God made us alive “together with Christ.” It’s all “with Christ,” “in Christ,” in connection with him. There is no real life apart from Christ, only death. And the amazing thing is, it took the death of Christ to undo death. We were dead in our trespasses and sins, and so something had to be done about those trespasses and sins. We couldn’t do anything about it. We were dead, remember? And so Christ came, the Lord of life come from heaven. Jesus Christ came into our hall of death and took our trespasses and sins into his sinless body. The Son of Man was lifted up on the cross, bearing those sins and suffering the death that we, the children of wrath, deserve. That did the job, 100%, nothing more to add. Sin paid for, death conquered. So God raised up this Jesus and seated him at his right hand, and now he lives forevermore.
And now God has made us alive together with Christ. He raised us up with him in Holy Baptism. We were joined to Jesus and saved and made new people. This is “the washing of rebirth and renewal by the Holy Spirit.” New birth. New life. New creation. It’s a gift. Salvation in Christ is a gift. “By grace you have been saved.”
OK, Jesus did all that. His cross and his blood purchased my salvation. But what about faith? Isn’t this where I do my part? You know, where I make my decision for Christ? Isn’t that up to me, by an exercise of my free will? No, you were dead, remember. Dead men don’t make decisions. And your will was willfully willing the wrong things, following the devil, the world, and the flesh. Your will, like the rest of you, was dead in spiritual matters. And so faith itself, your coming to believe in Christ–that too is a gift. Listen to what St. Paul says: “For by grace you have been saved through faith. And this is not your own doing; it is the gift of God, not a result of works, so that no one may boast.”
The whole “saved by grace through faith” thing–that whole thing is, as our text states, “the gift of God.” Salvation is a gift. Faith is a gift. You would not have believed in Christ, you would not have received the gift, if God had not first enlivened you, quickened you by the gospel, so that you could receive it. “I believe that I cannot by my own reason or strength believe in Jesus Christ, my Lord, or come to him; but the Holy Spirit has called me by the gospel.” Both our salvation in Christ, the forgiveness he won for us on the cross, and the faith to receive that gift–all of it is God’s doing. He gets all the glory. No boasting allowed.
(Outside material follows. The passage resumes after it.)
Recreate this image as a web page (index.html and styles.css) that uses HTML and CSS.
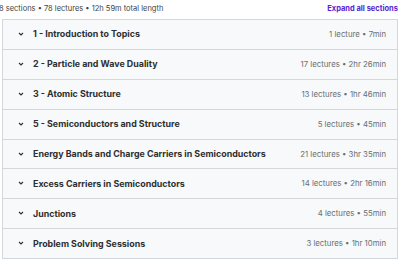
FILE: index.html
```html
<!DOCTYPE html>
<html lang="en">

<head>
    <meta charset="UTF-8">
    <title>Course content</title>
    <link rel="stylesheet" href="styles.css">
</head>

<body>

    <div class="content-header">
        <span class="summary">8 sections • 78 lectures • 12h 59m total length</span>
        <a class="expand" href="#">Expand all sections</a>
    </div>

    <div class="sections">
        <div class="section">
            <svg class="chevron" viewBox="0 0 8 8"><polyline points="2,3 4,5 6,3" /></svg>
            <span class="title">1 - Introduction to Topics</span>
            <span class="meta">1 lecture • 7min</span>
        </div>
        <div class="section">
            <svg class="chevron" viewBox="0 0 8 8"><polyline points="2,3 4,5 6,3" /></svg>
            <span class="title">2 - Particle and Wave Duality</span>
            <span class="meta">17 lectures • 2hr 26min</span>
        </div>
        <div class="section">
            <svg class="chevron" viewBox="0 0 8 8"><polyline points="2,3 4,5 6,3" /></svg>
            <span class="title">3 - Atomic Structure</span>
            <span class="meta">13 lectures • 1hr 46min</span>
        </div>
        <div class="section">
            <svg class="chevron" viewBox="0 0 8 8"><polyline points="2,3 4,5 6,3" /></svg>
            <span class="title">5 - Semiconductors and Structure</span>
            <span class="meta">5 lectures • 45min</span>
        </div>
        <div class="section">
            <svg class="chevron" viewBox="0 0 8 8"><polyline points="2,3 4,5 6,3" /></svg>
            <span class="title">Energy Bands and Charge Carriers in Semiconductors</span>
            <span class="meta">21 lectures • 3hr 35min</span>
        </div>
        <div class="section">
            <svg class="chevron" viewBox="0 0 8 8"><polyline points="2,3 4,5 6,3" /></svg>
            <span class="title">Excess Carriers in Semiconductors</span>
            <span class="meta">14 lectures • 2hr 16min</span>
        </div>
        <div class="section">
            <svg class="chevron" viewBox="0 0 8 8"><polyline points="2,3 4,5 6,3" /></svg>
            <span class="title">Junctions</span>
            <span class="meta">4 lectures • 55min</span>
        </div>
        <div class="section">
            <svg class="chevron" viewBox="0 0 8 8"><polyline points="2,3 4,5 6,3" /></svg>
            <span class="title">Problem Solving Sessions</span>
            <span class="meta">3 lectures • 1hr 10min</span>
        </div>
    </div>

</body>

</html>
```

FILE: styles.css
```css
body {
    margin: 0;
    padding: 0 2px;
    background-color: #ffffff;
    font-family: Inter, "Noto Sans", sans-serif;
    color: #2d2f31;
}

.content-header {
    display: flex;
    justify-content: space-between;
    align-items: center;
    height: 19px;
    margin-left: -3px;
    padding-bottom: 3px;
    box-sizing: border-box;
}

.summary {
    font-size: 7.5px;
    color: #3e4143;
}

.expand {
    font-size: 7.5px;
    font-weight: 700;
    color: #5624d0;
    text-decoration: none;
}

.sections {
    border: 1px solid #d1d7dc;
    border-bottom: none;
}

.section {
    display: flex;
    align-items: center;
    height: 29.9px;
    box-sizing: border-box;
    padding: 0 11px 1px 14px;
    background-color: #f7f9fa;
    border-bottom: 1px solid #d1d7dc;
}

.chevron {
    width: 8px;
    height: 8px;
    flex-shrink: 0;
    margin-right: 8px;
    fill: none;
    stroke: #2d2f31;
    stroke-width: 1.1;
}

.title {
    flex: 1;
    font-size: 8.9px;
    font-weight: 700;
    white-space: nowrap;
}

.meta {
    font-size: 7.8px;
    color: #6a6f73;
    white-space: nowrap;
}
```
No boasting allowed, either, even when it comes to our good works. Paul continues: “For we are his workmanship, created in Christ Jesus for good works, which God prepared beforehand, that we should walk in them.” We Christians are God’s workmanship–not our own workmanship, but his. Our good works are due to his good working in us. “Not unto us, O Lord, not unto us, but to your name give glory.”
We are his “workmanship,” his handicraft, if you will. The word that’s used here can describe a work of art that a craftsman or an artist makes. Imagine works of art that are truly beautiful and glorious: textiles, carvings, beautiful landscapes, stained glass windows. Noble, excellent things of beauty that show the skill and design and creativity of the artists who make them. Well, take that idea now and apply it to God. He is the great Artist par excellence, and we Christians are his handiwork. We are new creations in Christ. He has designed us to show forth his glory by our life of good works. As Jesus said: “Let your light so shine before men that they may see your good works and give glory to your Father in heaven.” That is the Christian’s life of good works. That’s who God has created you to be: a reflection of his goodness and love and character, in how you love and serve your neighbor.
Now you don’t need your good works for your salvation. No, that is 100% God’s doing. But your neighbor needs your good works. And you were designed to do them. You are God’s channel of blessing for your neighbor. God has mapped out the course beforehand for you to walk in good works of love and service. God will give you opportunities to serve your neighbor in love. He’ll put those opportunities in your path. Now just walk forward into them. Walk with Christ. You will recognize those opportunities, and you will do those good works.
So the whole thing, from start to finish, is God’s doing: Your salvation in Christ. The faith to believe in Christ. And your life of good works as God’s workmanship. All of it, the whole thing, is a gift. Now why is this a good thing? Because if it depended on you, in any part or any measure, you could never be sure that you had done enough. You would always be wondering, “Have I done enough to satisfy God?” But because it is a gift, from God, then you can be sure. You can be sure of your salvation, because Jesus Christ finished the job for you on the cross. Likewise, you can be sure God will provide you with what you need to keep you in the faith. For that is simply the gospel, which comes to you here in plenteous supply, in the gifts of Word and Sacrament. And you can be sure that God will help you to live the new life of love and good works, for that is what he has created you to do. And finally, you can be sure of the eternal life that is waiting for you in heaven. You have God’s word on it, and his promises are a sure thing. All of this, then, is God’s doing, his gracious gifts bestowed on you for Christ’s sake.
Salvation, faith, good works–being raised with Christ and seated with him in the heavenly places, all that we have to look forward to in the coming ages–all of this, dear brothers and sisters, in all of this we can rejoice and say, “It’s a gift!”